Altuve and Co. are essentially experiencing what Jon Snow would have in that battle with Ramsay Bolton if Sansa hadn’t worked out that brilliant secret side deal with Littlefinger.
They’re still valiant. The Astros crawled back again and again against the Rangers on Sunday, coming from 3-0 in the bottom of the eighth, surviving bases-loaded jams and Preston Tucker’s anything-but-smooth fielding, even putting two on in the bottom of the 11th. They made the Rangers sweat. But in the end, this team doesn’t have enough to legitimately frighten — let alone topple — their 65-win I-45 rivals.
This doesn’t mean Luhnow’s process (not to be confused with former Philadelphia 76ers general manager’s Sam Hinkie’s horribly marketed, but equally smart Process) is flawed. It doesn’t even mean this season is a complete failure. Luhnow may be right to prize Alex Bregman and Joe Musgrove over a real (though still not guaranteed) shot at getting a puncher’s chance in this year’s playoffs.

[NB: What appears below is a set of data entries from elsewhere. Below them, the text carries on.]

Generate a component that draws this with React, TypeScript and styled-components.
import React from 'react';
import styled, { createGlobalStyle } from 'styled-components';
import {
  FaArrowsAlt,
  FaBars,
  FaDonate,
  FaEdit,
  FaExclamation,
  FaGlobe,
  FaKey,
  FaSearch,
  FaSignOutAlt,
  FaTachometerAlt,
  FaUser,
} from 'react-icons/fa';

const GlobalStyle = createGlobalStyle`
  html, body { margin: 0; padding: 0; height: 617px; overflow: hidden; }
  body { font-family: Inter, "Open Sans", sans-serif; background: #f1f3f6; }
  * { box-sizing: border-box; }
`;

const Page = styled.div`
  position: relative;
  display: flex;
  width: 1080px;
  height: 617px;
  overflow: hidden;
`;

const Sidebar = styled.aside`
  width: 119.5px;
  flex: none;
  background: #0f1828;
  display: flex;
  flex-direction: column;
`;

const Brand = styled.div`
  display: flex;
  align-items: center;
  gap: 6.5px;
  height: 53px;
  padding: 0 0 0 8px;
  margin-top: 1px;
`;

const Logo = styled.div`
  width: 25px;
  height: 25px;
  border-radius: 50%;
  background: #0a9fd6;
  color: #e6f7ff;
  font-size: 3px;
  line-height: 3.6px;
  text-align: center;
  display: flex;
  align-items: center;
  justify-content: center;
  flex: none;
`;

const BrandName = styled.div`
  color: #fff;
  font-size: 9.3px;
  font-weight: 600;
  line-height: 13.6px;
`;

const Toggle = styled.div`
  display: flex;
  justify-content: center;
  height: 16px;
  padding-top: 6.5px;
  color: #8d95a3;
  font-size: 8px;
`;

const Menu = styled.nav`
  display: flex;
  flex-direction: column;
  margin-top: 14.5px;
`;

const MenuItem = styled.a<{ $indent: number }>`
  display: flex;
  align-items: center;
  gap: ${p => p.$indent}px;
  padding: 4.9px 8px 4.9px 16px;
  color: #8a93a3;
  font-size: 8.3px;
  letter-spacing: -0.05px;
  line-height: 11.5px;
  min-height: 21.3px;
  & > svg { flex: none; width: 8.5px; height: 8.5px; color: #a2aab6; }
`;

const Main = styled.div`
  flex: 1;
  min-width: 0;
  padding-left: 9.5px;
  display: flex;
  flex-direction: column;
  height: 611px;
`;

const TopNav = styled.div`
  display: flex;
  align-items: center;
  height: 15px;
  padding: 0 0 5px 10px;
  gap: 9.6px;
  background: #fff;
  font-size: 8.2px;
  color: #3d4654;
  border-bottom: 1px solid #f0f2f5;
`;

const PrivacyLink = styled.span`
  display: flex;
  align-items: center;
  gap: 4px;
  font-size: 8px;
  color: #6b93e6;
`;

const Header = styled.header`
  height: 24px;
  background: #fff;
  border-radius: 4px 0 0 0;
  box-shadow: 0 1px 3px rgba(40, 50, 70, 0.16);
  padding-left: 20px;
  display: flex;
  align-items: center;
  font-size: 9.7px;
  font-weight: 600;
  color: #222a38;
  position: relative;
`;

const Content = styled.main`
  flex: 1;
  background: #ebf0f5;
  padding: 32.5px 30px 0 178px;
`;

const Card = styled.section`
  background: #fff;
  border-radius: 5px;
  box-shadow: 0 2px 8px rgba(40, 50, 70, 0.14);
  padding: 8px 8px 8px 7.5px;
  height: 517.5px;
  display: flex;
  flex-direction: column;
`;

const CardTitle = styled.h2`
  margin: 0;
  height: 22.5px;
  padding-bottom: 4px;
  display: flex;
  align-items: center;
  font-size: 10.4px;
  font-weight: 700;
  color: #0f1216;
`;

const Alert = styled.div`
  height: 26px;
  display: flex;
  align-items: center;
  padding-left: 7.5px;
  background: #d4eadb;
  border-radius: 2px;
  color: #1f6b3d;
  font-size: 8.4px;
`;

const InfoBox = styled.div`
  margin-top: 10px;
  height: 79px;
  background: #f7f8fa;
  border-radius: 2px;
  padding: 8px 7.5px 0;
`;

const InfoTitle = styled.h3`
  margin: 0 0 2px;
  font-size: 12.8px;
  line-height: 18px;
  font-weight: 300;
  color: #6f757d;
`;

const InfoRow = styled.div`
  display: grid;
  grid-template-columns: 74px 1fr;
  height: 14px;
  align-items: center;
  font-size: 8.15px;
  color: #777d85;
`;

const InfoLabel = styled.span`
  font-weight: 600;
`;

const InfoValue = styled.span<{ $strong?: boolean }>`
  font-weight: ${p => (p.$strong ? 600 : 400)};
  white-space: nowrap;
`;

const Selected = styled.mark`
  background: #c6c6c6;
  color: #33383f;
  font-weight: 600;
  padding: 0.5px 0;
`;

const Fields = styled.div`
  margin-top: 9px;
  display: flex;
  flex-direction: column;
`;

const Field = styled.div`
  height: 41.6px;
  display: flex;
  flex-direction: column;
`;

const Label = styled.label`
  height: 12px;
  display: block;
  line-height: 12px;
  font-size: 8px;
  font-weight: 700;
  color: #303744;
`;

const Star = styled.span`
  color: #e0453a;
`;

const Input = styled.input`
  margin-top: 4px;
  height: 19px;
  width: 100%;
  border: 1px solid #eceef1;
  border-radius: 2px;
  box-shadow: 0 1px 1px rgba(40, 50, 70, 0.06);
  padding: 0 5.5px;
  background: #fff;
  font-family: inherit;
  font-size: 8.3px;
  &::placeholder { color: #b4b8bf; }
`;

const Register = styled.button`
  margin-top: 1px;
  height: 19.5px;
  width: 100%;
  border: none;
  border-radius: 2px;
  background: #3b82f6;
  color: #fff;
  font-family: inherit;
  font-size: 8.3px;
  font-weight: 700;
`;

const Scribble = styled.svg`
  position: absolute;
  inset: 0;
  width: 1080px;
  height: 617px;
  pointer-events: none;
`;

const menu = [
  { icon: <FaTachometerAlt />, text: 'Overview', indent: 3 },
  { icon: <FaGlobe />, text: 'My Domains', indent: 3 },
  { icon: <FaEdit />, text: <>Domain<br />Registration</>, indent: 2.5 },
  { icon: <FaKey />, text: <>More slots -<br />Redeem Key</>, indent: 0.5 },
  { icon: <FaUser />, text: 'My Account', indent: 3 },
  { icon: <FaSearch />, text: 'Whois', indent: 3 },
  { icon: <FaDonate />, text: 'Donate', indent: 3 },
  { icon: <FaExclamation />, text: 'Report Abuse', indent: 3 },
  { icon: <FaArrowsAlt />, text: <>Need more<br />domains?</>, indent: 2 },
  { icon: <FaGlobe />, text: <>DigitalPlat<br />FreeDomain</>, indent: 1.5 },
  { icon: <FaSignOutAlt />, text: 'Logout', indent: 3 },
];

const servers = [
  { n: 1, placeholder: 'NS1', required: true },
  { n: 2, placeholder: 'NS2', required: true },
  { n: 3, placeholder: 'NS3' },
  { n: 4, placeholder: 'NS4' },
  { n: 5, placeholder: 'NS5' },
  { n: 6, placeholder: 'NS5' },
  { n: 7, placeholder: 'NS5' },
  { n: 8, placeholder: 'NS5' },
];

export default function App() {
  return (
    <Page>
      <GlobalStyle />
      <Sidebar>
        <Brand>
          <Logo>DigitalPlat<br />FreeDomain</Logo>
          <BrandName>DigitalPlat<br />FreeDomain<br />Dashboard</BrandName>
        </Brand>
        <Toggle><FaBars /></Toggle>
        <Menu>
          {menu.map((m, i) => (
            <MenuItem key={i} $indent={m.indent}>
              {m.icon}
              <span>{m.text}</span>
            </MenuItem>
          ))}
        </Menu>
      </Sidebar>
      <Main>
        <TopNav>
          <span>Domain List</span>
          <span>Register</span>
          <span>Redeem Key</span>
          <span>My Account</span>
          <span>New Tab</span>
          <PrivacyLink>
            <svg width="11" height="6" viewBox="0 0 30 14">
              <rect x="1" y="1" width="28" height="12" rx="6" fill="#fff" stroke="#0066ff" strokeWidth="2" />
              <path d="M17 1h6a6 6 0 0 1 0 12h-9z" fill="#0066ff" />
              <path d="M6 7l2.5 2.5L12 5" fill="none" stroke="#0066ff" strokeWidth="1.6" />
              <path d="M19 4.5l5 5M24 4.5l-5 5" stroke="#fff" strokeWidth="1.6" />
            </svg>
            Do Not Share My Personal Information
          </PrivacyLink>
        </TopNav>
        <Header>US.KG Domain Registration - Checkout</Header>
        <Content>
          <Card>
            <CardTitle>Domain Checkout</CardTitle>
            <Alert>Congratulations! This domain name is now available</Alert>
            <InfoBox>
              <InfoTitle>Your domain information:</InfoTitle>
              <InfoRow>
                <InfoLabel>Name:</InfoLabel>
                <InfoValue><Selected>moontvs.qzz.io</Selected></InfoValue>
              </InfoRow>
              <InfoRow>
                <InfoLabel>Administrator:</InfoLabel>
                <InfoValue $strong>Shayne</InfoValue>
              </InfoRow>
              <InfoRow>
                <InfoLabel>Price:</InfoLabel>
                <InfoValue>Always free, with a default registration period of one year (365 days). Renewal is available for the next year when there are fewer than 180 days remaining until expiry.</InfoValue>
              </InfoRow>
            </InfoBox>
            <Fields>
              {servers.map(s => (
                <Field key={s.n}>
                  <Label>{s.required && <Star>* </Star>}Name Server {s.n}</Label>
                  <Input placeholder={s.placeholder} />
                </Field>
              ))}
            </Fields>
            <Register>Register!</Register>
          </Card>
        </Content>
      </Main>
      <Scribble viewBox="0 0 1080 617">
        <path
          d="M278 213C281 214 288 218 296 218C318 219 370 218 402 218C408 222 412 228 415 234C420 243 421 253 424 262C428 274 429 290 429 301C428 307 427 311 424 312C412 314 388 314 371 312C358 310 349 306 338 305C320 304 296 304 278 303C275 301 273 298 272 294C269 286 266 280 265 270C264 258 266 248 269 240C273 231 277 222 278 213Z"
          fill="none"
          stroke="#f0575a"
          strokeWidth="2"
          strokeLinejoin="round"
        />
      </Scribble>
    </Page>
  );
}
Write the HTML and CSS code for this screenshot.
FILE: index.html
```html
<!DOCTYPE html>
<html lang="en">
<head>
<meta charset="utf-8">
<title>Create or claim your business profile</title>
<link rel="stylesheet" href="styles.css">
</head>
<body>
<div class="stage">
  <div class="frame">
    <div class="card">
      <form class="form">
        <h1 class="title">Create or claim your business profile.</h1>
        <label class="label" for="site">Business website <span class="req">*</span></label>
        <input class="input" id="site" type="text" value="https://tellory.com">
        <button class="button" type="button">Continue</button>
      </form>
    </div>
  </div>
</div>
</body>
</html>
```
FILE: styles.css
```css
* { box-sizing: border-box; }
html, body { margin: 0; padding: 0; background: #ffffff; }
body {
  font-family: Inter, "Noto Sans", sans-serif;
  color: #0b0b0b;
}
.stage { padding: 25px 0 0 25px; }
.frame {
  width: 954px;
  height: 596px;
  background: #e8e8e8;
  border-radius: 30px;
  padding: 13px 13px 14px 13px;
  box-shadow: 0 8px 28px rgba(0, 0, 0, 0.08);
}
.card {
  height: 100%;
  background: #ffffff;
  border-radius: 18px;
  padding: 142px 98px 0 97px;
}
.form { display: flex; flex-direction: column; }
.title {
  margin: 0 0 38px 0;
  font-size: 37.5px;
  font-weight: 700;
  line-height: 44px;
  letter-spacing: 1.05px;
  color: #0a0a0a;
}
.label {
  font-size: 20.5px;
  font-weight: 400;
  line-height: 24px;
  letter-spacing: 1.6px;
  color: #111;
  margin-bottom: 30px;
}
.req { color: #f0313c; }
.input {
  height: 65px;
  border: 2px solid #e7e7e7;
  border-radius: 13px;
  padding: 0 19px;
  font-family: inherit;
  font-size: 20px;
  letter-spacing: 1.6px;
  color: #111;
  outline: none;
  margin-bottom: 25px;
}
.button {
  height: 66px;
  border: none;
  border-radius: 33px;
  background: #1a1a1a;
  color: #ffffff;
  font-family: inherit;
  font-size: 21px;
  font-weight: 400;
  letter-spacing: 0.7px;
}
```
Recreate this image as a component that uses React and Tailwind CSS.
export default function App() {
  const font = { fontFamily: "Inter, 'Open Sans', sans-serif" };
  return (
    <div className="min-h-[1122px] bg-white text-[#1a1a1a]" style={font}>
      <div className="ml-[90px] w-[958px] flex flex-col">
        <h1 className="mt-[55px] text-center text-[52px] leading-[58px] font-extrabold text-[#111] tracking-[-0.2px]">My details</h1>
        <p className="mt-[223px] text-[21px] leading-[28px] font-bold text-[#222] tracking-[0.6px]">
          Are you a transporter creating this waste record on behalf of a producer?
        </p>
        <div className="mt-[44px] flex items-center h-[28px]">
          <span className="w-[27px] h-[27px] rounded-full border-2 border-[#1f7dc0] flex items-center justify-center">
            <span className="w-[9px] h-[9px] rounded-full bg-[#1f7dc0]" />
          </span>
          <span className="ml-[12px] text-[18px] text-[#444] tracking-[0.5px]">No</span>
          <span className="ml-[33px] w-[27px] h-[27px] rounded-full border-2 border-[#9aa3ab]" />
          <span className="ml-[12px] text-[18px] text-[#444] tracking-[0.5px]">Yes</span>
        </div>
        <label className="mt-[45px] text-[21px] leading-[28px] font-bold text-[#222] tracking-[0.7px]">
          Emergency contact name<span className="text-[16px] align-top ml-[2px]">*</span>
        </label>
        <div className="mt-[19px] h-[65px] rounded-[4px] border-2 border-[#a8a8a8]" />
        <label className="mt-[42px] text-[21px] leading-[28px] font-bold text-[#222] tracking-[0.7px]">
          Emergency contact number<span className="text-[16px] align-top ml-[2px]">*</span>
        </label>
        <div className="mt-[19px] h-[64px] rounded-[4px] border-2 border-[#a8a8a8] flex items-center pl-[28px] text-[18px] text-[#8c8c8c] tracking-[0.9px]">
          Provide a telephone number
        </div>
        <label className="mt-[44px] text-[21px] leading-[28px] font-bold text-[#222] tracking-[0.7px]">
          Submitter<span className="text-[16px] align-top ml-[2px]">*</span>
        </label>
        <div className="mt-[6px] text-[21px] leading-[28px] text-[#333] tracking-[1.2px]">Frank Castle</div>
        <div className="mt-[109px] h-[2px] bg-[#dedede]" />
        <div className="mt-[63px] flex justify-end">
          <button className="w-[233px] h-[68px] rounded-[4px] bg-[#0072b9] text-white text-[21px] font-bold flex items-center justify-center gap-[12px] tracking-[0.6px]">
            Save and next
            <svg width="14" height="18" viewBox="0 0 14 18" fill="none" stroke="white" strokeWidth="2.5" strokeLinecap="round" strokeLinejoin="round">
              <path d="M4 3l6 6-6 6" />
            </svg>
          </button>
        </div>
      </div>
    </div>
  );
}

Musgrove made Luhnow look good on the very day the season died, crafting seven innings of one-run ball. Expecting this 6-foot-5 right-hander to be another Lance McCullers is still farfetched. One could argue that Musgrove got a little lucky on a few Rangers swings on Sunday. Of course, one could also legitimately argue that he may have given up no runs if Preston Tucker wasn’t playing left field.
I wasn’t as enamored with Hinch’s work with a worn-down roster on Sunday as some (a few pitching changes seemed to be several batters too late in the moment). The Astros still try to bunt too often for a modern-thinking, analytics-grounded organization. If Hinch had anything to do with Jake Marisnick’s late-game offering, Luhnow or Brian Kenny need to have a chat with him. But there’s no doubt Hinch is capable of orchestrating a second playoff run in three years in 2017.
This isn’t an embarrassingly horrific fall from grace that signals a rotting core and a systematic failure — aka the 2015-2016 Houston Rockets.
These Astros are still a fun team to watch — and Bregman figures to make them more fun for years to come. Even underdog Astros farm system guys like Tony Kemp (“He’s a hit machine!” my 10-year-old son gushed as we watched the diminutive outfielder’s late-game run from the stands Sunday afternoon) bring reason to care about a team going nowhere in 2016.
Still, the end is here. Yes, Jim Crane’s big-money splurge, Cuban standout Yulieski Gurriel, is still coming this season. A cynic might think that the Astros timed Gurriel’s promotion to Double A Monday to deflect a little attention from the Major League team’s current reality. But that’d be wrong, right?
Gurriel is legit, and he’ll help even more in 2017. You know, when the Astros have a real pulse again.